My dogs were once raised there. There is memory in those streets too. A sense — perhaps imagined — that they belonged there in a way they never quite did here.

So I stand between two uncertainties:
A past that holds love, and a future that threatens resistance.

And then there are the homes I have already left behind.

Amruttara — where I lost Bonzo, Rolfe, Diana. That space no longer exists. It has been erased, replaced by a tower. And now I return to that same ground, as if grief has been built over, but not removed.

Raj Mahal — where I lost Zoe. A home I will never step into again. Some spaces become sacred only after they are lost.

And here, in Savera, I lost Zach. And now Xena.

Perhaps they never truly settled here. Perhaps they carried another memory within them — of Yari Road, of a different beginning. I don’t know. I only know that this place holds their absence now, and it echoes.

And in the middle of all this is Zuri.

My living child.

I am taking her back to a place that once held life, but may now hold conflict. I ask myself: will this be good for her? Will she find ease, or will she inherit my unease?

And then, quietly, another thought presses in.

I want to bring home another puppy.

But where do I raise her?
In a place I am about to leave?
Or in a place I am not yet sure will accept her?

There is so much love in me. It does not diminish. It does not quieten. It simply waits — looking for somewhere to go.

And alongside it, there is something else. Not quite fear. Not quite anger.

But the knowledge that love, when it steps into the world, is often met with resistance.

This move is not just about space.

It is about whether love will be allowed to breathe there.

Zuri After Xena

I wonder what Zuri must feel,
As she looks at your bed;
Pauses briefly –
Then walks on ahead.

Do dogs sense absence,
Know loss, feel grief?
For sure, when I come home,
She softens in relief.

So does your scent linger,
After a fortnight of loss?
It must…or am I just
Displacing remorse?

She moves more quietly now.
Yet her love is clear:
It doesn’t understand space –
Dead, alive, there, here.

My eyes well up less now,
Though the heart still kneels;
Longing lives on in Zuri;
Through her, my heart feels.

a Goodbye at Dawn

Today was the day I had been dreading.

The day I would take Xena to the sea—not as the living, breathing presence who filled my home, but as ashes held in an urn. It felt like I would be losing her all over again. For days, I had been sitting beside her—talking, crying, writing—trying to make sense of a silence that came too soon, violently, after Zach, whose absence I am still learning to live with.

And then came today.  

Her twelfth birthday.

A day I had always believed she would see in flesh and spirit—but instead, I carried her to the sea.

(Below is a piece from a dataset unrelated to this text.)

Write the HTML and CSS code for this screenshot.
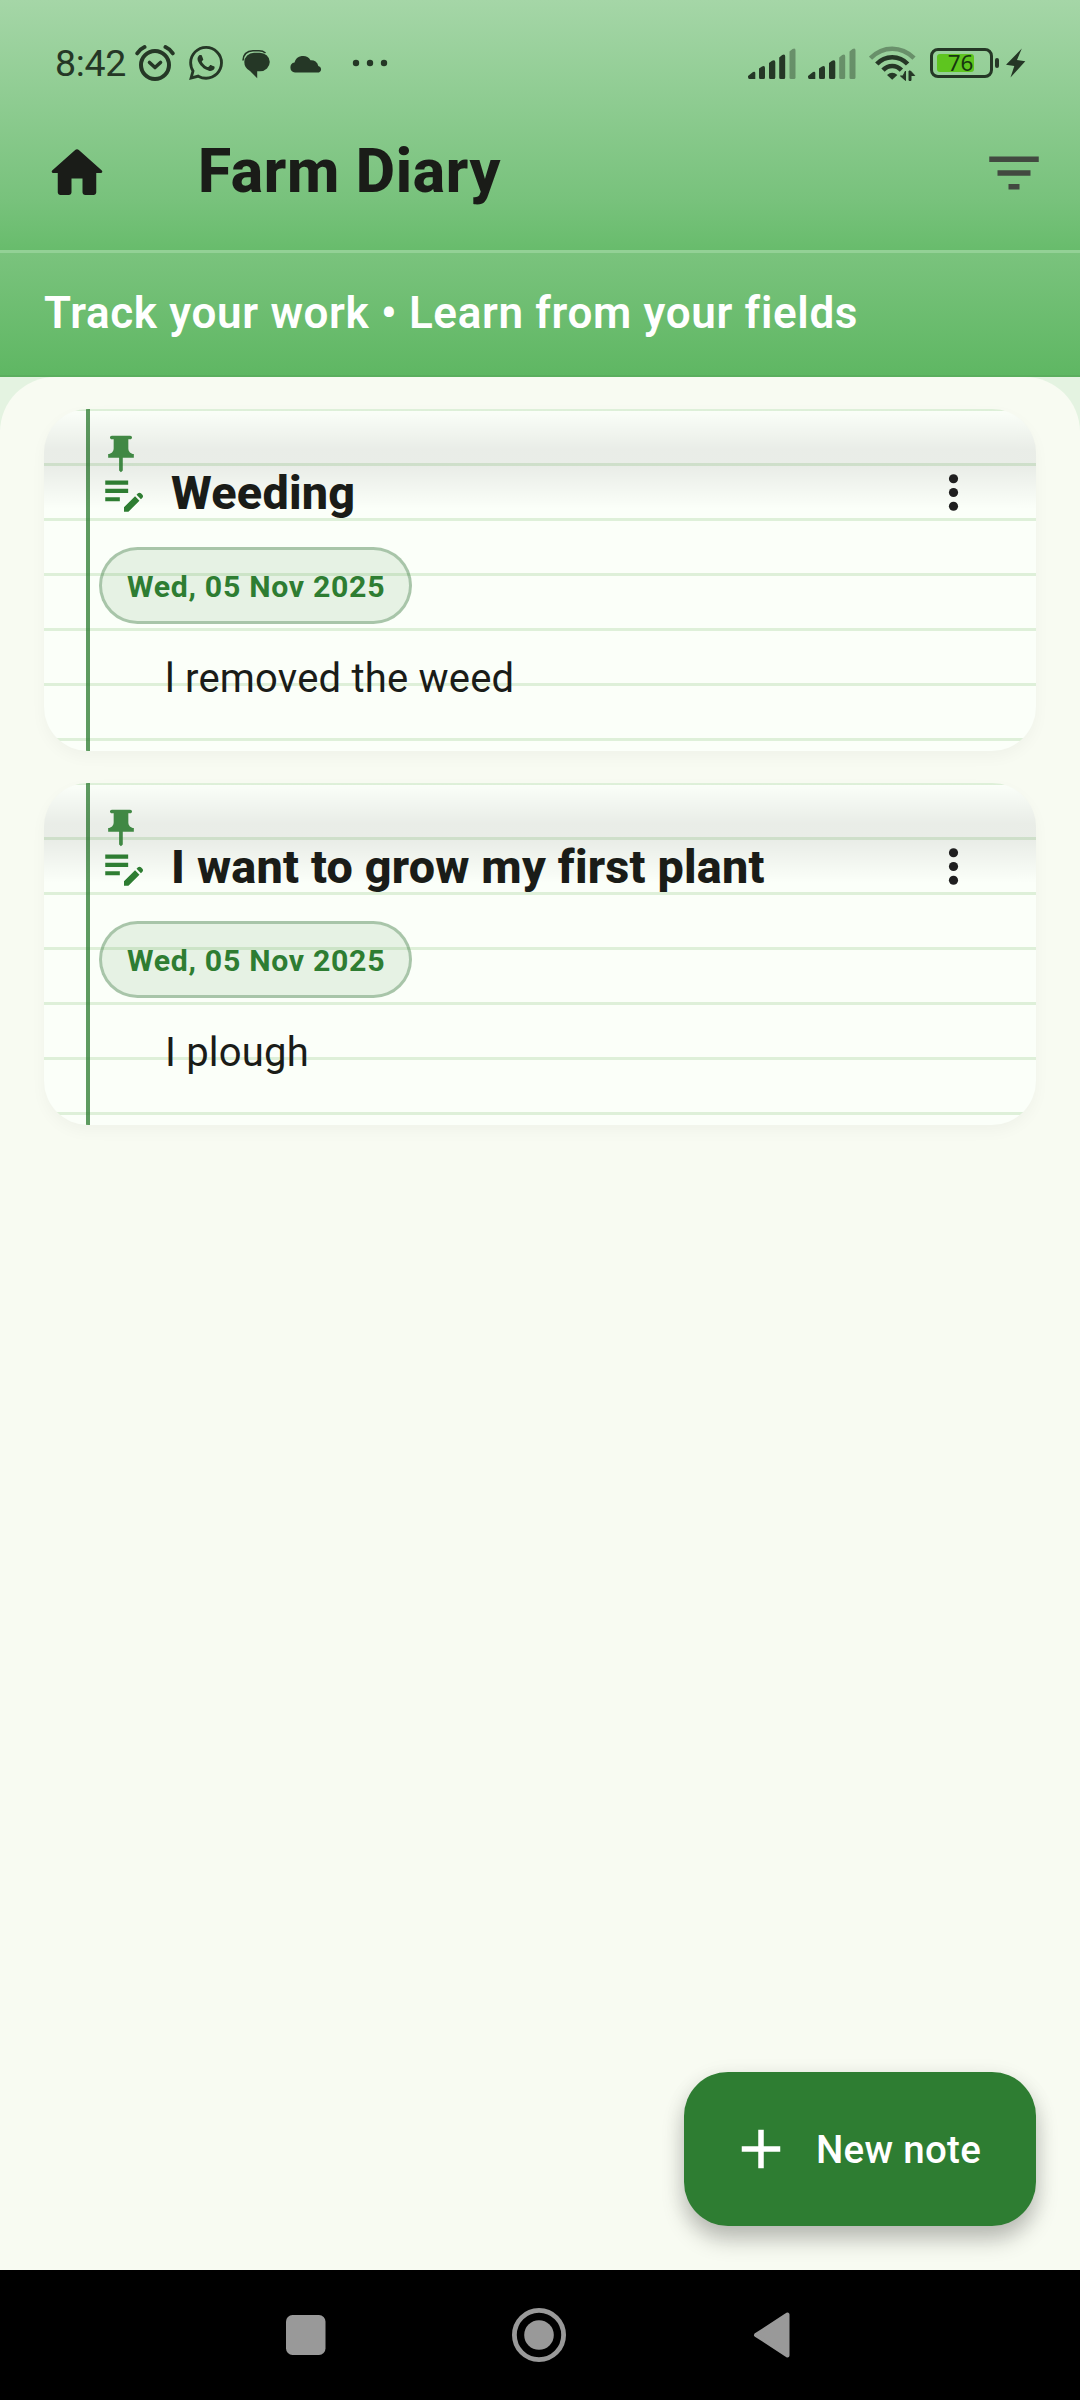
FILE: index.html
```html
<!DOCTYPE html>
<html lang="en">
<head>
<meta charset="utf-8">
<title>Farm Diary</title>
<link rel="stylesheet" href="styles.css">
</head>
<body>
<svg class="defs" width="0" height="0" aria-hidden="true">
  <symbol id="pin" viewBox="0 0 24 24"><path d="M16 9V4h1c.55 0 1-.45 1-1s-.45-1-1-1H7c-.55 0-1 .45-1 1s.45 1 1 1h1v5c0 1.66-1.34 3-3 3v2h5.97v7l1 1 1-1v-7H19v-2c-1.66 0-3-1.34-3-3z"/></symbol>
  <symbol id="note" viewBox="0 0 24 24"><path d="M3 10h11v2H3v-2zm0-2h11V6H3v2zm0 8h7v-2H3v2zm15.01-3.13.71-.71c.39-.39 1.02-.39 1.41 0l.71.71c.39.39.39 1.02 0 1.41l-.71.71-2.12-2.12zm-.71.71-5.3 5.3V21h2.12l5.3-5.3-2.12-2.12z"/></symbol>
  <symbol id="more" viewBox="0 0 24 24"><circle cx="12" cy="6" r="2"/><circle cx="12" cy="12" r="2"/><circle cx="12" cy="18" r="2"/></symbol>
</svg>
<div class="screen">
  <header class="top">
    <div class="status">
      <span class="time">8:42</span>
      <svg class="alarm" width="40" height="38" viewBox="0 0 40 38"><circle cx="20" cy="21" r="14" fill="none" stroke="currentColor" stroke-width="4"/><path d="M14.500 18.500l5.500 5 5.500-5" fill="none" stroke="currentColor" stroke-width="3.600" stroke-linecap="round" stroke-linejoin="round"/><path d="M2.300 9.300Q5 5 9.500 3M37.700 9.300Q35 5 30.500 3" fill="none" stroke="currentColor" stroke-width="4" stroke-linecap="round"/></svg>
      <svg class="whatsapp" width="34" height="34" viewBox="0 0 24 24" fill="currentColor"><path d="M17.472 14.382c-.297-.149-1.758-.867-2.030-.967-.273-.099-.471-.148-.670.150-.197.297-.767.966-.940 1.164-.173.199-.347.223-.644.075-.297-.150-1.255-.463-2.390-1.475-.883-.788-1.480-1.761-1.653-2.059-.173-.297-.018-.458.130-.606.134-.133.298-.347.446-.520.149-.174.198-.298.298-.497.099-.198.050-.371-.025-.520-.075-.149-.669-1.612-.916-2.207-.242-.579-.487-.500-.669-.510-.173-.008-.371-.010-.570-.010-.198 0-.520.074-.792.372-.272.297-1.040 1.016-1.040 2.479 0 1.462 1.065 2.875 1.213 3.074.149.198 2.096 3.200 5.077 4.487.709.306 1.262.489 1.694.625.712.227 1.360.195 1.871.118.571-.085 1.758-.719 2.006-1.413.248-.694.248-1.289.173-1.413-.074-.124-.272-.198-.570-.347m-5.421 7.403h-.004a9.870 9.870 0 01-5.031-1.378l-.361-.214-3.741.982.998-3.648-.235-.374a9.860 9.860 0 01-1.510-5.260c.001-5.450 4.436-9.884 9.888-9.884 2.640 0 5.122 1.030 6.988 2.898a9.825 9.825 0 012.893 6.994c-.003 5.450-4.437 9.884-9.885 9.884m8.413-18.297A11.815 11.815 0 0012.050 0C5.495 0 .160 5.335.157 11.892c0 2.096.547 4.142 1.588 5.945L.057 24l6.305-1.654a11.882 11.882 0 005.683 1.448h.005c6.554 0 11.890-5.335 11.893-11.893a11.821 11.821 0 00-3.480-8.413z"/></svg>
      <svg class="chat" width="29" height="29" viewBox="0 0 29 29"><path d="M12 2.700H17.500A10 9.300 0 0 1 18 21.300H15.200V28.300L8 21Q2.300 18 2.300 12A9.700 9.300 0 0 1 12 2.700Z" fill="currentColor"/><path d="M1 10.500Q1.500 1.200 11 .8H17Q21 .8 23.500 3" fill="none" stroke="currentColor" stroke-width="1.600"/></svg>
      <svg class="cloud" width="33" height="19" viewBox="0 0 33 19"><path d="M5 18.500A5 5 0 0 1 4.500 8.600A8.800 8.800 0 0 1 20.500 6.200A7 7 0 0 1 28.300 12A3.400 3.400 0 0 1 29 18.500Z" fill="currentColor"/></svg>
      <svg class="dots" width="36" height="8" viewBox="0 0 36 8" fill="currentColor"><circle cx="4" cy="4" r="3.200"/><circle cx="18" cy="4" r="3.200"/><circle cx="32" cy="4" r="3.200"/></svg>
      <span class="spacer"></span>
      <svg class="signal" width="48" height="31" viewBox="0 0 48 31" fill="currentColor"><path d="M0 28l5-4q2.300-1 2.300 1v6H1.500Q0 31 0 29zM11 20.500l3-2q3-1.500 3 1.500v9.500q0 1.500-1.500 1.500h-3Q11 31 11 29.500zM21 15l3-2.300q3.300-1.500 3.300 1.500v15.300q0 1.500-1.500 1.500h-3.300Q21 31 21 29.500zM31.200 9.500l3-2.500q3-1.500 3 1.500v21q0 1.500-1.500 1.500h-3q-1.500 0-1.500-1.500z"/><path opacity=".42" d="M41.500 3.500l3-2.500q3-1.500 3 1.500v27Q47.500 31 46 31h-3q-1.500 0-1.500-1.500z"/></svg>
      <svg class="signal second" width="48" height="31" viewBox="0 0 48 31" fill="currentColor"><path d="M0 28l5-4q2.300-1 2.300 1v6H1.500Q0 31 0 29zM11 20.500l3-2q3-1.500 3 1.500v9.500q0 1.500-1.500 1.500h-3Q11 31 11 29.500zM21 15l3-2.300q3.300-1.500 3.300 1.500v15.300q0 1.500-1.500 1.500h-3.300Q21 31 21 29.500z"/><path opacity=".42" d="M31.200 9.500l3-2.500q3-1.500 3 1.500v21q0 1.500-1.500 1.500h-3q-1.500 0-1.500-1.500zM41.500 3.500l3-2.500q3-1.500 3 1.500v27Q47.500 31 46 31h-3q-1.500 0-1.500-1.500z"/></svg>
      <svg class="wifi" width="47" height="36" viewBox="0 0 47 36"><g fill="none" stroke="currentColor" stroke-width="4.600"><path opacity=".42" d="M1.500 12.200Q11 2.800 23.200 2.800T45 12.200"/><path d="M7.800 18Q14 11.200 23.200 11.200T38.600 18"/><path d="M14 24.200Q18 20 23.200 20T32.400 24.200"/></g><path d="M18 29Q23.200 24.600 28.400 29L23.200 33.700Z" fill="currentColor"/><path d="M36.500 25v9.500L31.500 30h2.500zM40 25v9.500h2v-5h3.700L41.500 25z" fill="currentColor" stroke="currentColor" stroke-width="1"/></svg>
      <span class="battery"><span class="level"></span><span class="percent">76</span></span>
      <span class="nub"></span>
      <svg class="bolt" width="20" height="30" viewBox="0 0 20 30" fill="currentColor"><path d="M15.800.5 0 16.800l8.300 1.300L4.500 29.500 19.300 13.300l-8.300-1.200z"/></svg>
    </div>
    <div class="appbar">
      <svg width="66" height="66" viewBox="0 0 24 24" fill="currentColor"><path d="M10 19v-5h4v5c0 .55.45 1 1 1h3c.55 0 1-.45 1-1v-7h1.700c.46 0 .68-.57.33-.87L12.670 3.600c-.38-.34-.96-.34-1.340 0l-8.360 7.530c-.34.300-.13.870.330.870H5v7c0 .55.45 1 1 1h3c.55 0 1-.45 1-1z"/></svg>
      <h1 class="title">Farm Diary</h1>
      <svg class="filter" width="66" height="66" viewBox="0 0 24 24" fill="currentColor"><path d="M10 18h4v-2h-4v2zM3 6v2h18V6H3zm3 7h12v-2H6v2z"/></svg>
    </div>
  </header>
  <p class="tagline">Track your work • Learn from your fields</p>
  <div class="backdrop">
    <main class="sheet">
      <article class="card">
        <svg class="pin" width="44" height="44"><use href="#pin"/></svg>
        <div class="head">
          <svg class="note" width="50" height="50"><use href="#note"/></svg>
          <h2 class="name">Weeding</h2>
          <svg class="more" width="55" height="55"><use href="#more"/></svg>
        </div>
        <span class="date">Wed, 05 Nov 2025</span>
        <p class="text">l removed the weed</p>
      </article>
      <article class="card">
        <svg class="pin" width="44" height="44"><use href="#pin"/></svg>
        <div class="head">
          <svg class="note" width="50" height="50"><use href="#note"/></svg>
          <h2 class="name">I want to grow my first plant</h2>
          <svg class="more" width="55" height="55"><use href="#more"/></svg>
        </div>
        <span class="date">Wed, 05 Nov 2025</span>
        <p class="text">I plough</p>
      </article>
      <button class="fab">
        <svg width="66" height="66" viewBox="0 0 24 24" fill="currentColor"><path d="M19 13h-6v6h-2v-6H5v-2h6V5h2v6h6v2z"/></svg>
        <span>New note</span>
      </button>
    </main>
  </div>
  <nav class="nav">
    <svg width="40" height="40" viewBox="0 0 40 40" fill="currentColor"><rect width="39.500" height="40" rx="6.500"/></svg>
    <svg width="54" height="54" viewBox="0 0 54 54"><circle cx="27" cy="27" r="24.600" fill="none" stroke="currentColor" stroke-width="4.800"/><circle cx="27" cy="27" r="14.800" fill="currentColor"/></svg>
    <svg width="38" height="46" viewBox="0 0 38 46"><path d="M3 23 34.500 2.500v41z" fill="currentColor" stroke="currentColor" stroke-width="4" stroke-linejoin="round"/></svg>
  </nav>
</div>
</body>
</html>
```
FILE: styles.css
```css
* { box-sizing: border-box; }
body { margin: 0; font-family: Roboto, "Liberation Sans", sans-serif; color: #1a1c18; }
h1, h2, p { margin: 0; }
svg { display: block; flex: none; }
.defs { position: absolute; }
.screen { width: 1080px; height: 2400px; display: flex; flex-direction: column; overflow: hidden; }

.top { height: 250px; background: linear-gradient(#a5d6a7, #78c27c 80%, #68bc6c); }
.status { height: 96px; padding: 30px 54px 0 55px; display: flex; align-items: center; color: #253726; }
.time { font-size: 37.500px; line-height: 40px; width: 80px; font-weight: 450; letter-spacing: -.3px; white-space: nowrap; }
.whatsapp { margin-left: 14px; }
.chat { margin: 2px 0 0 19px; }
.cloud { margin-left: 19px; }
.dots { margin-left: 29px; }
.spacer { flex: 1; }
.second { margin-left: 12px; }
.wifi { margin: 2px 0 0 13px; }
.battery { margin-left: 14px; width: 63px; height: 30px; border: 3px solid #253726; border-radius: 8px; display: flex; align-items: center; justify-content: center; position: relative; color: #17370f; }
.level { position: absolute; left: 4px; top: 3px; width: 37px; height: 18px; border-radius: 3px; background: #5ec51f; }
.percent { position: relative; left: -1px; font: 22.500px/24px "Noto Sans", sans-serif; }
.nub { width: 4px; height: 10px; margin-left: 2px; border-radius: 2px; background: #253726; }
.bolt { margin-left: 7px; }
.appbar { height: 154px; padding: 0 33px 0 44px; display: flex; align-items: center; }
.title { flex: 1; margin: -2px 0 0 88px; font-size: 60.500px; line-height: 72px; font-weight: 800; letter-spacing: .7px; }
.filter { color: #424940; }

.tagline { height: 127px; padding: 0 44px; border-top: 3px solid #93d196; border-bottom: 2px solid #5bae5e; background: linear-gradient(#7ac37d, #5fb763); color: #fff; font-size: 44px; line-height: 120px; font-weight: 600; letter-spacing: .66px; white-space: nowrap; }

.backdrop { flex: 1; background: #e4f3e1; }
.sheet { height: 1893px; padding: 32px 44px 44px; border-radius: 55px 55px 0 0; background: #f8fbf2; display: flex; flex-direction: column; gap: 32px; }

.card {
  height: 342px; padding: 23px 55px 0; border-radius: 44px; overflow: hidden; flex: none;
  display: flex; flex-direction: column; align-items: flex-start;
  box-shadow: 0 6px 16px rgba(0, 0, 0, .035);
  background:
    linear-gradient(rgba(0, 0, 0, 0), rgba(0, 0, 0, .07) 40%, rgba(0, 0, 0, .07) 58%, rgba(0, 0, 0, 0)) 0 0 / 100% 100px no-repeat,
    linear-gradient(rgba(46, 125, 50, .77), rgba(46, 125, 50, .77)) 42px 0 / 4px 100% no-repeat,
    repeating-linear-gradient(#def0d9 0 2px, transparent 2px 54px, #def0d9 54px 55px),
    #fbfff9;
}
.pin { fill: #2e7d32; opacity: .9; }
.head { width: 100%; height: 33px; display: flex; align-items: center; }
.note { fill: #2e7d32; }
.name { flex: 1; margin-left: 22px; font-size: 46.750px; line-height: 56px; font-weight: 800; letter-spacing: .2px; white-space: nowrap; }
.more { fill: #1f1f1f; }
.date { height: 77px; margin-top: 38px; padding: 0 24px 0 25px; border: 3px solid rgba(46, 110, 50, .4); border-radius: 39px; background: rgba(46, 125, 50, .1); background-clip: padding-box; color: #2e7d32; font-size: 30.250px; line-height: 73px; font-weight: 700; letter-spacing: .7px; }
.text { margin: 23px 0 0 66px; font-size: 40px; line-height: 63px; letter-spacing: .2px; }

.fab { margin-top: auto; align-self: flex-end; width: 352px; height: 154px; padding: 0 0 0 44px; border: 0; border-radius: 44px; background: #2e7d32; color: #fff; display: flex; align-items: center; gap: 22px; font: 500 38.500px/46px Roboto, sans-serif; letter-spacing: .28px; box-shadow: 0 14px 22px rgba(0, 0, 0, .23), 0 4px 22px rgba(0, 0, 0, .07); }
.fab span { padding-top: 2px; }

.nav { height: 130px; background: #000; color: #999; display: flex; align-items: center; padding-left: 286px; gap: 186px; }
.nav svg:last-child { margin-left: 1px; }
```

We left just before dawn.  

Geeta, Atif, Anand, and I.

There is something about that hour—the world not fully awake, the sky undecided between darkness and light—that feels like a threshold. It felt right for a goodbye.

We first thought of going near the crematorium at Versova, but life, in its quiet way, redirected us. A step too steep. A small hesitation. And suddenly, we found ourselves at the beach near what used to be Chai Coffee instead.

The sea was at low tide.  

The morning was still.  

And for once, the city was not loud.

We walked towards the water.

No ceremony. No performance. Just the four of us, and her.

We opened the urn. And one by one, we let her go.

Her ashes—her bones—her final physical trace—met the sea.

And something unexpected happened.

I felt… calm.

Not the absence of grief, but the presence of something deeper. A quiet rightness. The waves were gentle, lapping at our feet as if they were telling us of all the millions of times they had borne witness to this act. The sea understood the moment better than we did. We stood there, all of us in the water, and watched as she became part of something vast, something endless.

Anand pointed out how a small fragment kept returning with the waves, as though unwilling to leave just yet. And then, eventually, it didn’t.

It went where it was meant to go.

There was sadness, of course.  

But there was also peace. And strangely, there were smiles.

Because in that moment, I knew something with certainty—I had given her a life of love. I had given her comfort, dignity, and presence. She was at peace long before today, because she was with me.

And today, I gave her a different kind of peace.

The kind that comes when suffering ends.

We came back home.

There was no dramatic silence. No overwhelming collapse.

We spoke. We sat. I made fried eggs for everyone. Life, in its quiet resilience, continued. And then Zuri came to the door—alive, warm, waiting—and in that moment, I was reminded that love, even when broken, does not end.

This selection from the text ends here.